**Problem details**
Find the word "screenshot" in the data. Return every line where it appears.

**Dataset content**
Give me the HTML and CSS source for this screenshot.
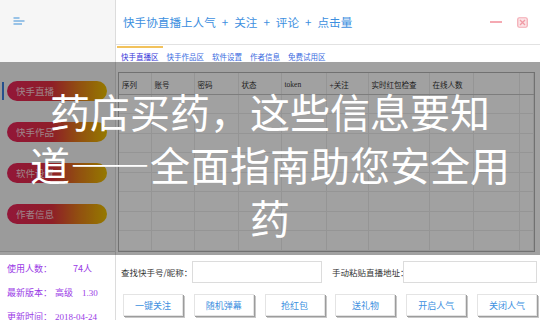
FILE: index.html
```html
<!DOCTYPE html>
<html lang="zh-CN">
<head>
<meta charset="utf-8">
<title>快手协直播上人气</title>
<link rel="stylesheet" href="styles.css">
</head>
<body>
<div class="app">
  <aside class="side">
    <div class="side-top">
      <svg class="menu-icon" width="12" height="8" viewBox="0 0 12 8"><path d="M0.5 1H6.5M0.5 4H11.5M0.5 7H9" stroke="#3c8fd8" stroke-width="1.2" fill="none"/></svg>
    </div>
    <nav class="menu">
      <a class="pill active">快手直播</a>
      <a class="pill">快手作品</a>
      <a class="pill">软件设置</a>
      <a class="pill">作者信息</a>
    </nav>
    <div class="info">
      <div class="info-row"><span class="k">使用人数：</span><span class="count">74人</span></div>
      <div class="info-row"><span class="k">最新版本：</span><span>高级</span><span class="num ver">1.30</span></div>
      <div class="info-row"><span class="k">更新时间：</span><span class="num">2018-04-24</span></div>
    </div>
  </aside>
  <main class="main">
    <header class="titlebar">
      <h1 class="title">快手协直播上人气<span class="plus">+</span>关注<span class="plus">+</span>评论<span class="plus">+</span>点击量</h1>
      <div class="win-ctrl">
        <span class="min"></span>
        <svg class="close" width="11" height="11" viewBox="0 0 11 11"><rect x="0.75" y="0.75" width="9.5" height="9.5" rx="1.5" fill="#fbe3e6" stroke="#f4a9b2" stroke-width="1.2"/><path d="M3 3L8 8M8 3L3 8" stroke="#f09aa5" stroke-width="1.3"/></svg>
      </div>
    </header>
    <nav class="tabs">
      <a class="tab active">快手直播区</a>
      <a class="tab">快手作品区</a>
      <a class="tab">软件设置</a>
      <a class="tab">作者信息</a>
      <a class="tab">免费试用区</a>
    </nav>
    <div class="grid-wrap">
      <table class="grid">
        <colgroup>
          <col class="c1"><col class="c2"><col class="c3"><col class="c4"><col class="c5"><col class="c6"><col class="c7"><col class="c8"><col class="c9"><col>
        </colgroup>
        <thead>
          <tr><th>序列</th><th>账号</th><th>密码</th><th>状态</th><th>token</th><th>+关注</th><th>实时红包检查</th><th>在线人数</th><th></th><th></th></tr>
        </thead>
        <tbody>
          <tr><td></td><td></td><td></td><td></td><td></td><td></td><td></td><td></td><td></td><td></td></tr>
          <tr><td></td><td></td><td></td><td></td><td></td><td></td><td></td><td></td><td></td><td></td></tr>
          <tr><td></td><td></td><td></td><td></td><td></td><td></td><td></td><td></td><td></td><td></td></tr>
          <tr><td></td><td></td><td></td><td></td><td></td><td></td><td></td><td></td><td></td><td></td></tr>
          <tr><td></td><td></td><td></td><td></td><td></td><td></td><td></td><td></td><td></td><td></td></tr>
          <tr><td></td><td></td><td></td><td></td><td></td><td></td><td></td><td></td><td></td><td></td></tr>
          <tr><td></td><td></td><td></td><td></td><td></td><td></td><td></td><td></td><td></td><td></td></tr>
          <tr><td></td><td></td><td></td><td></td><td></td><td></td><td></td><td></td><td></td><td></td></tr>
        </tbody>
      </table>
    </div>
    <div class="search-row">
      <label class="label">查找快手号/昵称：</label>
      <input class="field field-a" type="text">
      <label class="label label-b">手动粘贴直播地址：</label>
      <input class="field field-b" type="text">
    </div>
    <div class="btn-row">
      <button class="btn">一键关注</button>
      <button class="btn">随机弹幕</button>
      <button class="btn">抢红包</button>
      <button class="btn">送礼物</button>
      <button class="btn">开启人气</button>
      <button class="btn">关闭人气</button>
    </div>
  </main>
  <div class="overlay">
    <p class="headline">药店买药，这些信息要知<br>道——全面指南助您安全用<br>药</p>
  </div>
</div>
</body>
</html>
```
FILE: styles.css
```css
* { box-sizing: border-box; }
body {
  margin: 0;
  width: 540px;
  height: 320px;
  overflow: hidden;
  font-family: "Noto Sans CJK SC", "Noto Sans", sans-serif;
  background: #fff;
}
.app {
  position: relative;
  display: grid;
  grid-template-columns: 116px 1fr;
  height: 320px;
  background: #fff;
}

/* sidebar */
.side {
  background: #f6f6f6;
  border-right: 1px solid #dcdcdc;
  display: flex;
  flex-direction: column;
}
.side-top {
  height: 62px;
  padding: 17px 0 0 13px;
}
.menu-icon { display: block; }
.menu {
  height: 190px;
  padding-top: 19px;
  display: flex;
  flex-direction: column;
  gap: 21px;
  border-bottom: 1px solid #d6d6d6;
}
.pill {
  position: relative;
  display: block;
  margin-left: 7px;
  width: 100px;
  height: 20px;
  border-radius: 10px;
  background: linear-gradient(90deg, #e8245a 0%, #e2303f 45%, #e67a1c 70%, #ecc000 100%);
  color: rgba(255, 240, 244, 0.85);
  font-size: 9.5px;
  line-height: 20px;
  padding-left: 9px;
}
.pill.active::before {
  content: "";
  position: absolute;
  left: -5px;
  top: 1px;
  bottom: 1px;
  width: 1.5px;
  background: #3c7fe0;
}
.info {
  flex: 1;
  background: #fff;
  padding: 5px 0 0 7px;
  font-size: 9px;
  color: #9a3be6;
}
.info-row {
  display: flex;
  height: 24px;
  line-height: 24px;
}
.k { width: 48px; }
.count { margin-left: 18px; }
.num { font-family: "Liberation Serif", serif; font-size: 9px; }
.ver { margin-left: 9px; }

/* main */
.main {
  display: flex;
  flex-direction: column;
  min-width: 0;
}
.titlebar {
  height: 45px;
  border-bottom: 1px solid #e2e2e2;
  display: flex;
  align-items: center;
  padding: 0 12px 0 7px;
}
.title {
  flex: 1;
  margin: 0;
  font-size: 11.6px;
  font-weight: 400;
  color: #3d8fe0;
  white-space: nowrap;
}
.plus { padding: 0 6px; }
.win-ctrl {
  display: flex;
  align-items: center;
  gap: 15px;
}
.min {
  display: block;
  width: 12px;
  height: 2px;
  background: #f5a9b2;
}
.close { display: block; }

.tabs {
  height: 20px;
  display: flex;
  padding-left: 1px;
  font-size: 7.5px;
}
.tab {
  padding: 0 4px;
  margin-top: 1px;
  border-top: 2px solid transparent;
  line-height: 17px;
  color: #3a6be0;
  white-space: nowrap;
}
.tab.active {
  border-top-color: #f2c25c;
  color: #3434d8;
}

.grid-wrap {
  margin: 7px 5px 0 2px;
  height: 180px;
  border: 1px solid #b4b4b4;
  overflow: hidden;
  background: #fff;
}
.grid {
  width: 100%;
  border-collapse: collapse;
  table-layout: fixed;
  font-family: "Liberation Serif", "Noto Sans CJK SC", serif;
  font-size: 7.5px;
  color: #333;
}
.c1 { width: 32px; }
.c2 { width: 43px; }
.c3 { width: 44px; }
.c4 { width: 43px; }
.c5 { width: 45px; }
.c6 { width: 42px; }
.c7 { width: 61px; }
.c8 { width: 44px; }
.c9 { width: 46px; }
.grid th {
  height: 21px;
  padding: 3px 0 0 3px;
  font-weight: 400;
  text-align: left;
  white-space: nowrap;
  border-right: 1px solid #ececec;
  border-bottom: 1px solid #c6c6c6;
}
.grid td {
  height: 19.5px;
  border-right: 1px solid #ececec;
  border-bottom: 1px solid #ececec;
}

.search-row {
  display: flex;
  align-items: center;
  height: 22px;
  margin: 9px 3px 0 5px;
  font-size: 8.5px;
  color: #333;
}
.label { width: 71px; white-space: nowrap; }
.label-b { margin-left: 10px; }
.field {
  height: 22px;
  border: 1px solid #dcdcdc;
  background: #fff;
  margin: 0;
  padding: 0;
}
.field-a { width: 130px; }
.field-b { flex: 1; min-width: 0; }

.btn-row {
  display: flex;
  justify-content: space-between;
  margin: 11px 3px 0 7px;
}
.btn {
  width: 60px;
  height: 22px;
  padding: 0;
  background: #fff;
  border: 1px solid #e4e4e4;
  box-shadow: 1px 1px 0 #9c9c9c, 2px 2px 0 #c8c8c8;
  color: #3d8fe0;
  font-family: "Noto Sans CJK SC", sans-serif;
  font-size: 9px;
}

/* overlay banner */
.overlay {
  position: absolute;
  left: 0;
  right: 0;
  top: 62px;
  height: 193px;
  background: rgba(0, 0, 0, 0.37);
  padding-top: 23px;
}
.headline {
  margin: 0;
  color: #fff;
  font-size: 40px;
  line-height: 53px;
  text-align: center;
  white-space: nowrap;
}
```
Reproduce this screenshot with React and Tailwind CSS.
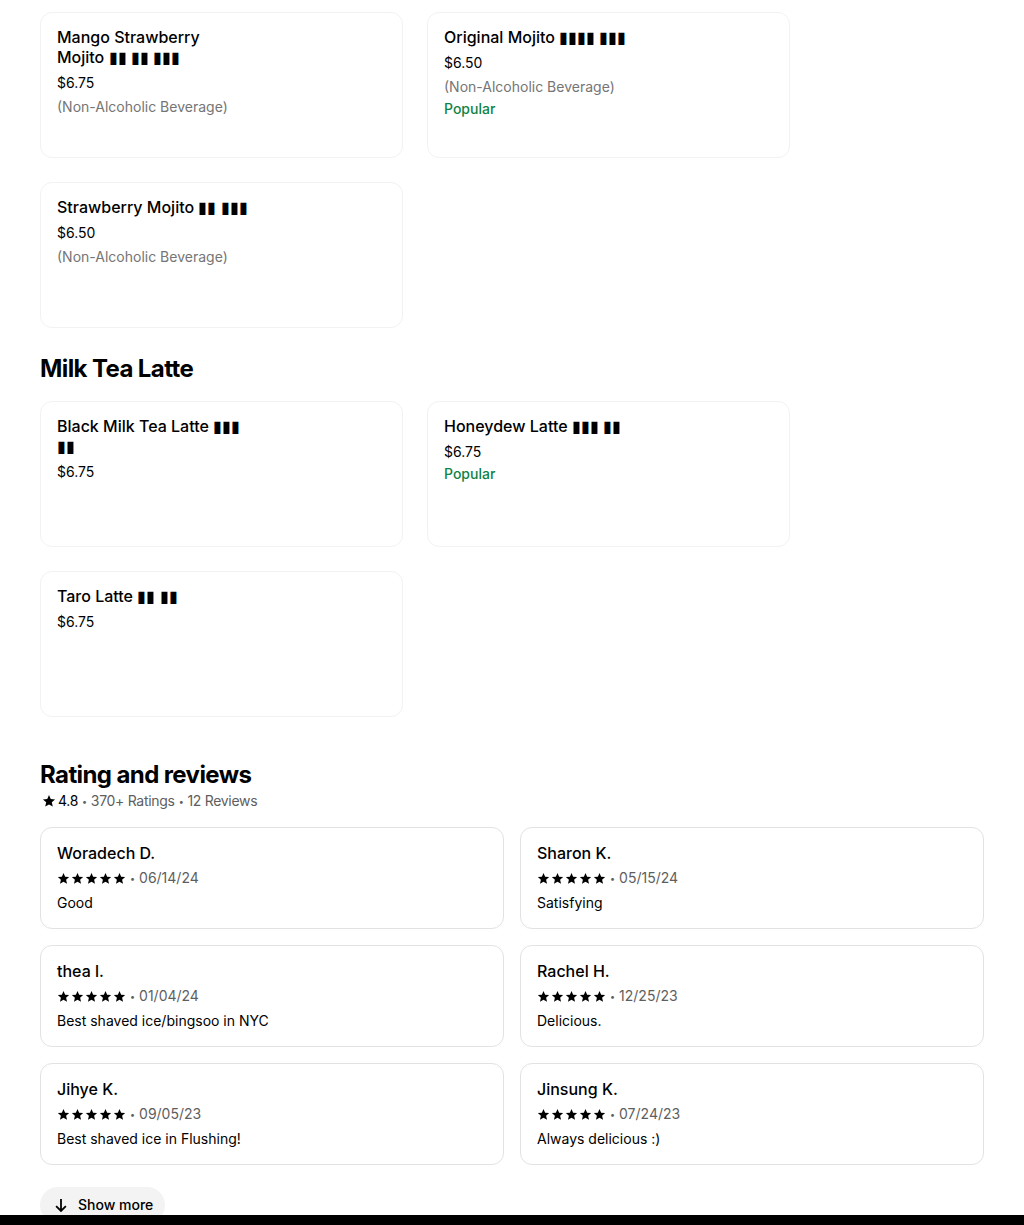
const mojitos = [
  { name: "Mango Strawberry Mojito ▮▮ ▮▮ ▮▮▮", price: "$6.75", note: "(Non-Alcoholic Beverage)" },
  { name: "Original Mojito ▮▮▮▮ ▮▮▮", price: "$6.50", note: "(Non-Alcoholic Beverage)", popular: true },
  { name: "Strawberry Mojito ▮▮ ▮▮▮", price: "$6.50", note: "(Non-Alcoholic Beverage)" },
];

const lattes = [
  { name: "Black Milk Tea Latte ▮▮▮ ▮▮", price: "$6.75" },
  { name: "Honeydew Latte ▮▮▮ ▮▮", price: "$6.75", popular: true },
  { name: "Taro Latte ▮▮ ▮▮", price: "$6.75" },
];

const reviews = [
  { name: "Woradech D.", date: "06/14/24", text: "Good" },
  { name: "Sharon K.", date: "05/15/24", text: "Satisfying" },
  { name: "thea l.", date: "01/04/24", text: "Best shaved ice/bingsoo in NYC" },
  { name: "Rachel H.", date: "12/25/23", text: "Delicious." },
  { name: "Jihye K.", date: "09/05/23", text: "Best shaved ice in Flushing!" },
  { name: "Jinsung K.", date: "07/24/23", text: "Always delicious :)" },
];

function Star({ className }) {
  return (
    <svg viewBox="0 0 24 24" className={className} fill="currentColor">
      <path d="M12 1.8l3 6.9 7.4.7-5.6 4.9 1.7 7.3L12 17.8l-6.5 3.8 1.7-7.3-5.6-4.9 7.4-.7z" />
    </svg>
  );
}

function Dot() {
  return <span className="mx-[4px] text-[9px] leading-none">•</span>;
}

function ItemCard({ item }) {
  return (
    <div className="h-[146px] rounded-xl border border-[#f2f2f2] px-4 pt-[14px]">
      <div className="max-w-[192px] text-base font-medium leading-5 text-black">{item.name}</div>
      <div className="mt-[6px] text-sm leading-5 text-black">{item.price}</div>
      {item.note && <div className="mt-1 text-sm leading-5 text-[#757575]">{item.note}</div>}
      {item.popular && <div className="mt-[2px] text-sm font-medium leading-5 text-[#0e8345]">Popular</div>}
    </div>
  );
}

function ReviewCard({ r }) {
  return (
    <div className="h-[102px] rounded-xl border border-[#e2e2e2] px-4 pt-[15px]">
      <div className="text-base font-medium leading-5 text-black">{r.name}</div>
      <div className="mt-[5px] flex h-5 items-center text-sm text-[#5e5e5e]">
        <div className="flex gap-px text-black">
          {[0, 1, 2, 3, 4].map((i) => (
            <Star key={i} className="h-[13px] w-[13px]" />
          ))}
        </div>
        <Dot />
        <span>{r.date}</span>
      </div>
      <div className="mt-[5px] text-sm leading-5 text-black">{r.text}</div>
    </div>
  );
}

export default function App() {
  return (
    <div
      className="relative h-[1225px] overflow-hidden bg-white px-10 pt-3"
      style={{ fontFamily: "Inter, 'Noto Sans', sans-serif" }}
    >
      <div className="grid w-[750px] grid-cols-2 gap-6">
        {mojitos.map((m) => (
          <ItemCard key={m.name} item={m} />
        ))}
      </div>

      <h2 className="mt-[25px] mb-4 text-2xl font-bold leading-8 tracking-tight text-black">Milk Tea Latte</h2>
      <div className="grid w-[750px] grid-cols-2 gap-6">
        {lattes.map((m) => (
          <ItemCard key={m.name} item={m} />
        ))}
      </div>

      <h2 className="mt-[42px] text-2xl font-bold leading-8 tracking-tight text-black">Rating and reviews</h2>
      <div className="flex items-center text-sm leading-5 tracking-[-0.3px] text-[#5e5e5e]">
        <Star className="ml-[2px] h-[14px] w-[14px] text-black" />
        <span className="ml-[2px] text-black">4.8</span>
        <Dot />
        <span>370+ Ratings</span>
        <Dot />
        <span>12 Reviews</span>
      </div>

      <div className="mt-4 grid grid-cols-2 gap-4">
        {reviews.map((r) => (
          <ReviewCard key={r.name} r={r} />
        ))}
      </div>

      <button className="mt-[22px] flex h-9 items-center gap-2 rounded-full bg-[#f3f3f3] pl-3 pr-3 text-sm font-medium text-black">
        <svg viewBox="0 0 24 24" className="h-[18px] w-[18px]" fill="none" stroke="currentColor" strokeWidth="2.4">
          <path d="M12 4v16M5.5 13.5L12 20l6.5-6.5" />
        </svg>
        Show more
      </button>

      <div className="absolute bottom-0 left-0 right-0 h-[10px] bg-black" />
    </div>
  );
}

**Exercise response**
Give me the HTML and CSS source for this screenshot.
Reproduce this screenshot with React and Tailwind CSS.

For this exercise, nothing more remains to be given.